### INPUT RECORDS

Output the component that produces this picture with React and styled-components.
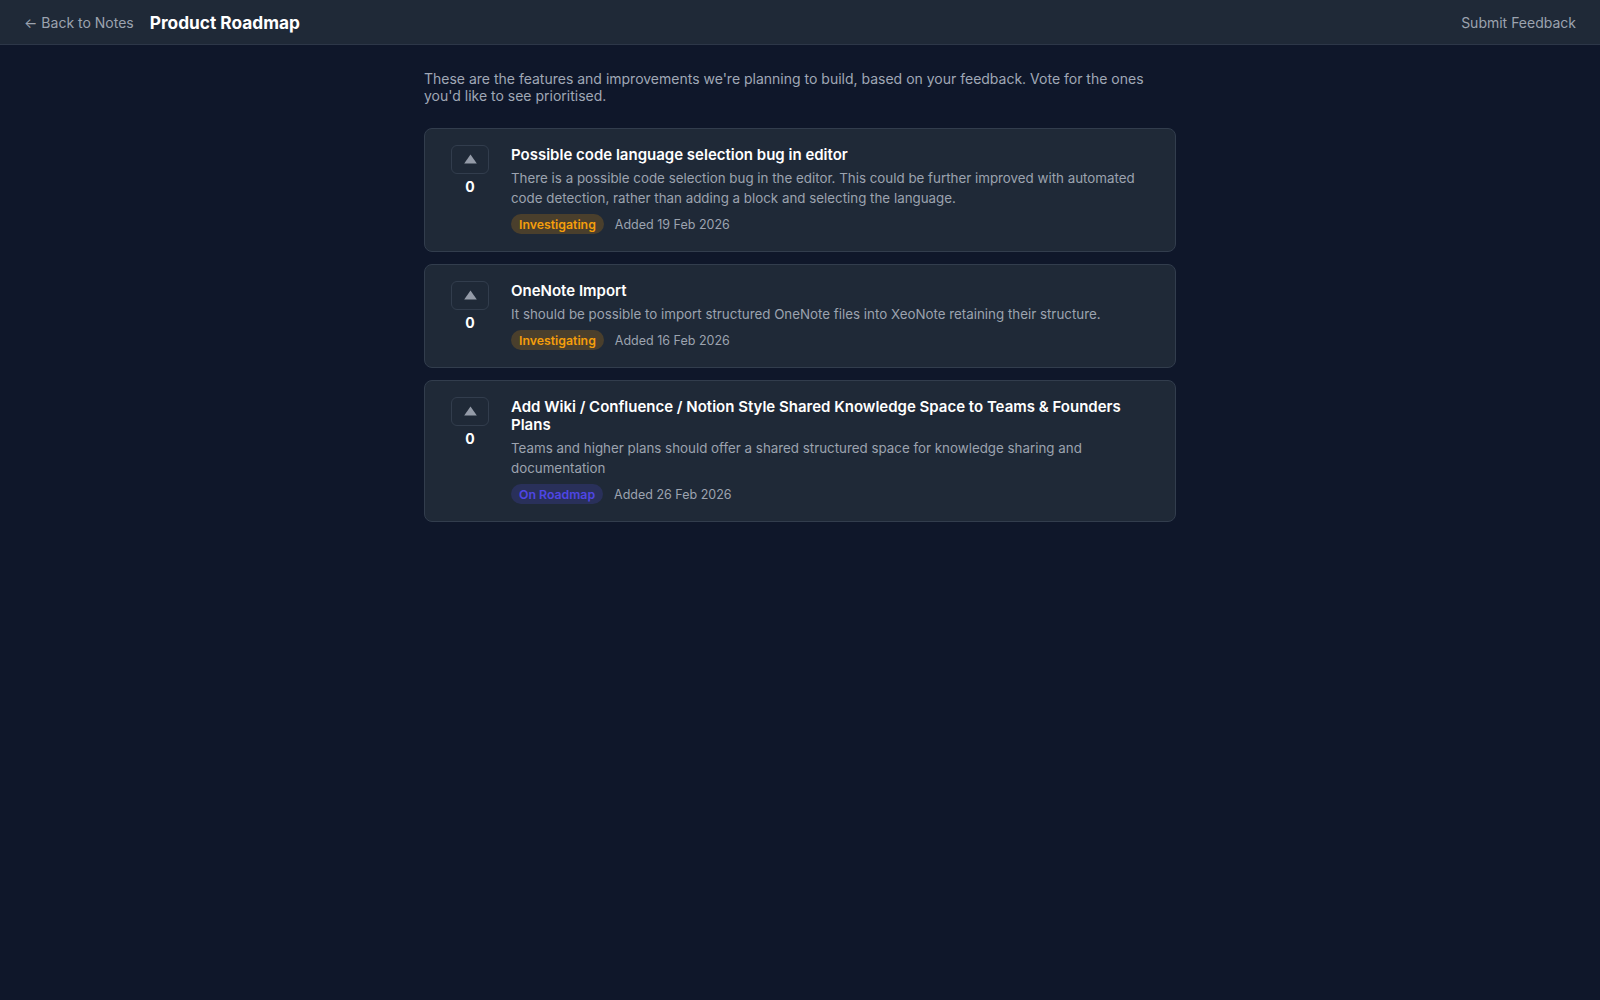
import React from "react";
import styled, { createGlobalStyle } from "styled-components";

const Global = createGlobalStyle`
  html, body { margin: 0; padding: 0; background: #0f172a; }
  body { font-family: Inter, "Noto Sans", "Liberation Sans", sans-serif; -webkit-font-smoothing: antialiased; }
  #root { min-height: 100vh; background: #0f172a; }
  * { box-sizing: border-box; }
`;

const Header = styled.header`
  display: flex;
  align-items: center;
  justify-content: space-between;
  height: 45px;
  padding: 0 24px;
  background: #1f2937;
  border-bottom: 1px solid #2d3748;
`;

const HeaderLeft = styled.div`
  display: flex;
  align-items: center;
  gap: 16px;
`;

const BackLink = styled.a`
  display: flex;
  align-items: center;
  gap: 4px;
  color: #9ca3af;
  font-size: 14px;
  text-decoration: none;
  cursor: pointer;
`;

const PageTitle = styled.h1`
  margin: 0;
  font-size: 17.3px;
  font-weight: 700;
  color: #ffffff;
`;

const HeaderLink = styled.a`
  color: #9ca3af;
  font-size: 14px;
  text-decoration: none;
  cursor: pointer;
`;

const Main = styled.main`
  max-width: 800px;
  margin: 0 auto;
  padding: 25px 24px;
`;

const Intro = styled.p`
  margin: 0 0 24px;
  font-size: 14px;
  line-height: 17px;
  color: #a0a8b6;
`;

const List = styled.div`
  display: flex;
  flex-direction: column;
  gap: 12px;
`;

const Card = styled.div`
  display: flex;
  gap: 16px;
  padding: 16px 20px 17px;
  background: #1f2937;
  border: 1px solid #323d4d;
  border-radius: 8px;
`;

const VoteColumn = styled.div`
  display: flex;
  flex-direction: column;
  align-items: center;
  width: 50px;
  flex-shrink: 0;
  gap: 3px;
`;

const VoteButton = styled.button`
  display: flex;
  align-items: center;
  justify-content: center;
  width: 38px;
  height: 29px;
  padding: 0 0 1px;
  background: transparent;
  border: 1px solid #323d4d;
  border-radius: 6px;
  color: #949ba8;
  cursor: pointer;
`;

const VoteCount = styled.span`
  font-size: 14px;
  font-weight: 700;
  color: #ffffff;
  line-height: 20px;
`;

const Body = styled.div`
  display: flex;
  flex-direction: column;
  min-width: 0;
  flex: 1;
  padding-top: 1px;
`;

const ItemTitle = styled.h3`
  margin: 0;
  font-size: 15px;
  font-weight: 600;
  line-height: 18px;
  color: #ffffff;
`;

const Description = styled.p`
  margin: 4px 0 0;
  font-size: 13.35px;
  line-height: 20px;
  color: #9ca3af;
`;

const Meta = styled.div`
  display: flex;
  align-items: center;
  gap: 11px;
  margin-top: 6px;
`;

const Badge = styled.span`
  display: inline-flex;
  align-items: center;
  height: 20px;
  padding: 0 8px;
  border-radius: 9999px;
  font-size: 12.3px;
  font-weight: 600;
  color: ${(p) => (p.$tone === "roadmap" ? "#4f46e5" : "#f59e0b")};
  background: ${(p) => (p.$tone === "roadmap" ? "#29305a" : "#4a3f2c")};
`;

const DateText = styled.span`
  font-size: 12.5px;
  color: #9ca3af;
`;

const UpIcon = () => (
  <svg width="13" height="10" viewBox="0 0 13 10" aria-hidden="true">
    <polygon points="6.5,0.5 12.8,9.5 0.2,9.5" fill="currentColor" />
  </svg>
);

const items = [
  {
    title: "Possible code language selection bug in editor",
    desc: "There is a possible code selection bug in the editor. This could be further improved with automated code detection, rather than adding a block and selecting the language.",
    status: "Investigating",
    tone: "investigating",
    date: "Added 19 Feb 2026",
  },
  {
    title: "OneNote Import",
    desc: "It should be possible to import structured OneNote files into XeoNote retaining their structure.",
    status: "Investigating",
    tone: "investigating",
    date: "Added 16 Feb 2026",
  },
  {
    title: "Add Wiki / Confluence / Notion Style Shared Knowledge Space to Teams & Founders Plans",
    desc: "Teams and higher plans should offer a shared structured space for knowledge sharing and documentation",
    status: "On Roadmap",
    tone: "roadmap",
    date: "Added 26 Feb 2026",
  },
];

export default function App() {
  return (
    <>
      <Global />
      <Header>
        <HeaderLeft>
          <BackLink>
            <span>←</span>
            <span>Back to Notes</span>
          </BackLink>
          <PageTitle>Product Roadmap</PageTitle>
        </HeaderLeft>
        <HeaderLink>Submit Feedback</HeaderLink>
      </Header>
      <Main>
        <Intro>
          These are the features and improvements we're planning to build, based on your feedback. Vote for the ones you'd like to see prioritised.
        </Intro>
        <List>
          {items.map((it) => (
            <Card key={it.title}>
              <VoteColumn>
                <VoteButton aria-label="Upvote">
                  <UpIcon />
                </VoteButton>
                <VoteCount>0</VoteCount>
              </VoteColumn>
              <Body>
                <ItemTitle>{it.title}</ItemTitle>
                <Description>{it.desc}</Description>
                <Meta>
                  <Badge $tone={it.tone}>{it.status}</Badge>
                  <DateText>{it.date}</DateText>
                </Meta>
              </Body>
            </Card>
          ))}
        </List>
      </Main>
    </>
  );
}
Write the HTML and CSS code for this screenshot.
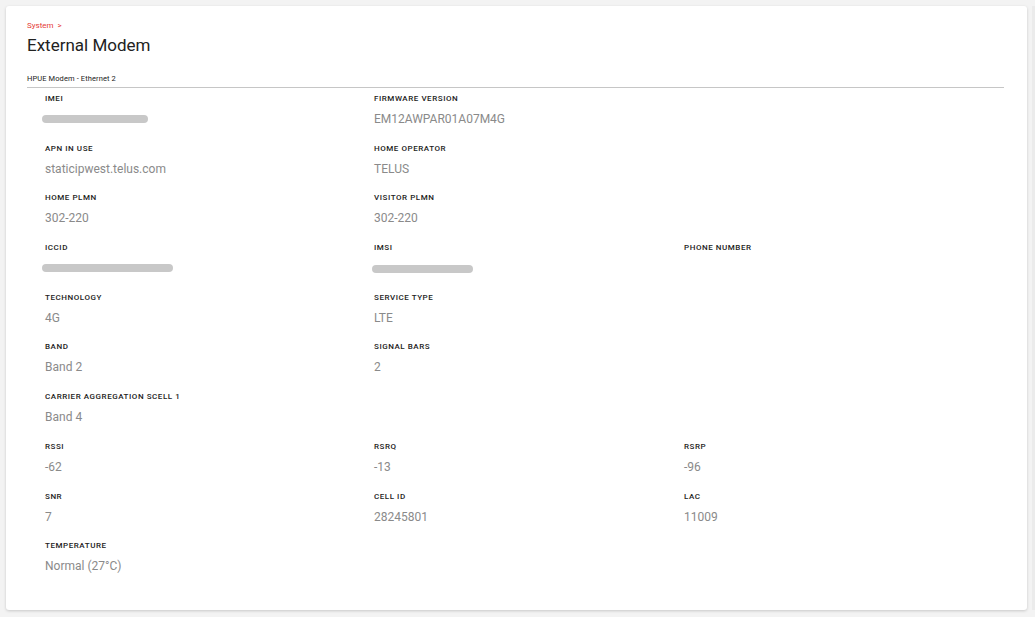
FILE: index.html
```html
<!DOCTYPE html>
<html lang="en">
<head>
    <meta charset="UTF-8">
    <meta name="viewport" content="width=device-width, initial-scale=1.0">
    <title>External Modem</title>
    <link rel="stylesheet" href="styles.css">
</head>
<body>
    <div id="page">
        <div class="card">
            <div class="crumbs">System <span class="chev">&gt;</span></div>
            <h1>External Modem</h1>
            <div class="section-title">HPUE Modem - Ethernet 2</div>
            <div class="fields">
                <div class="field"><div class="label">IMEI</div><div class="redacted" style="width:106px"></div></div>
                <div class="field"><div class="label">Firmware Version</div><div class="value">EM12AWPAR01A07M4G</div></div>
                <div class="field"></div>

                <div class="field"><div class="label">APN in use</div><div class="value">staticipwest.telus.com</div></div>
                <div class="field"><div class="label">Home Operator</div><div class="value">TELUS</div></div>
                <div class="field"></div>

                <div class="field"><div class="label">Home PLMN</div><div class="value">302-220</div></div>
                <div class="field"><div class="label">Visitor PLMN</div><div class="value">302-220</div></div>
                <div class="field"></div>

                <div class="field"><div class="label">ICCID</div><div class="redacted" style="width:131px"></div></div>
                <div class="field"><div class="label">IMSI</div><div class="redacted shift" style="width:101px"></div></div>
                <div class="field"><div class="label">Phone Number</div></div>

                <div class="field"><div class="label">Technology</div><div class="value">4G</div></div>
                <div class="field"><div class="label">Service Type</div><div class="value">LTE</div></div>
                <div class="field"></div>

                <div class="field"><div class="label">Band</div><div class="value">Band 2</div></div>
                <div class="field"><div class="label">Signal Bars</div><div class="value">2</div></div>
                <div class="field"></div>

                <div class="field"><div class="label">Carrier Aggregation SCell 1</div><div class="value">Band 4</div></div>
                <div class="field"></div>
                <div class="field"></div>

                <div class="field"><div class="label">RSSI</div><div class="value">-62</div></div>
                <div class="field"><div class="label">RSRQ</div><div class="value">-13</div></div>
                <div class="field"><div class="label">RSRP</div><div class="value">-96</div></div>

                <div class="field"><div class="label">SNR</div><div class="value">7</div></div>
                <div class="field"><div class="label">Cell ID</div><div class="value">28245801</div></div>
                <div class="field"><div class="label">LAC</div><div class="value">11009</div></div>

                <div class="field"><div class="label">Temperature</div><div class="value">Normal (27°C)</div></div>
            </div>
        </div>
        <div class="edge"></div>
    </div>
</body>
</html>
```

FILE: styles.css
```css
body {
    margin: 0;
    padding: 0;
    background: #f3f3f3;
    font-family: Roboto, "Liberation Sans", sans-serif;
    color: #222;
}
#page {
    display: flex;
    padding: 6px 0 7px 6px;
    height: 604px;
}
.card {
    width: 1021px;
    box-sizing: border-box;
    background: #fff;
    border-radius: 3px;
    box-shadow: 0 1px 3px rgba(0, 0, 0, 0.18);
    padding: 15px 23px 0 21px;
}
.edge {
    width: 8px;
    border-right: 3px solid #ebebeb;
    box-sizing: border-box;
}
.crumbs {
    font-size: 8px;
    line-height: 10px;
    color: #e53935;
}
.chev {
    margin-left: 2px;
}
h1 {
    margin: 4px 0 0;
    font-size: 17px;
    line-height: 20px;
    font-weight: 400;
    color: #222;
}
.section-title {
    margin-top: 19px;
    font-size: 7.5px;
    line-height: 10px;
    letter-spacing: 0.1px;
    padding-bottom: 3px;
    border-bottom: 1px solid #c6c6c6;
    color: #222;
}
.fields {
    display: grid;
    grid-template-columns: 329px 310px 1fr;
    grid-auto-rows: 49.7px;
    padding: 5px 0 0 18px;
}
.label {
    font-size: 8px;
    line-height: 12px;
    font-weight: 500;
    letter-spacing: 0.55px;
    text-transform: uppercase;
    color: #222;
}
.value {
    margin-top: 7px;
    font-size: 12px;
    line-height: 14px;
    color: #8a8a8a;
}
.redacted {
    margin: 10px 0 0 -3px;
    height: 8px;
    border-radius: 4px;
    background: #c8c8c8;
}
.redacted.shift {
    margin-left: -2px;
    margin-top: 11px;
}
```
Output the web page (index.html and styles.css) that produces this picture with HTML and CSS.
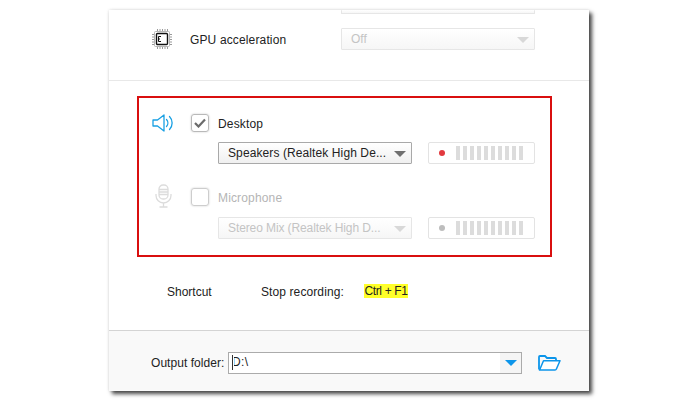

######

DIRECTIONS FOR THIS TASK: In the records shown above, how many lines include the word "that"? Answer with the number only.

SOLUTION FOR THIS TASK: 2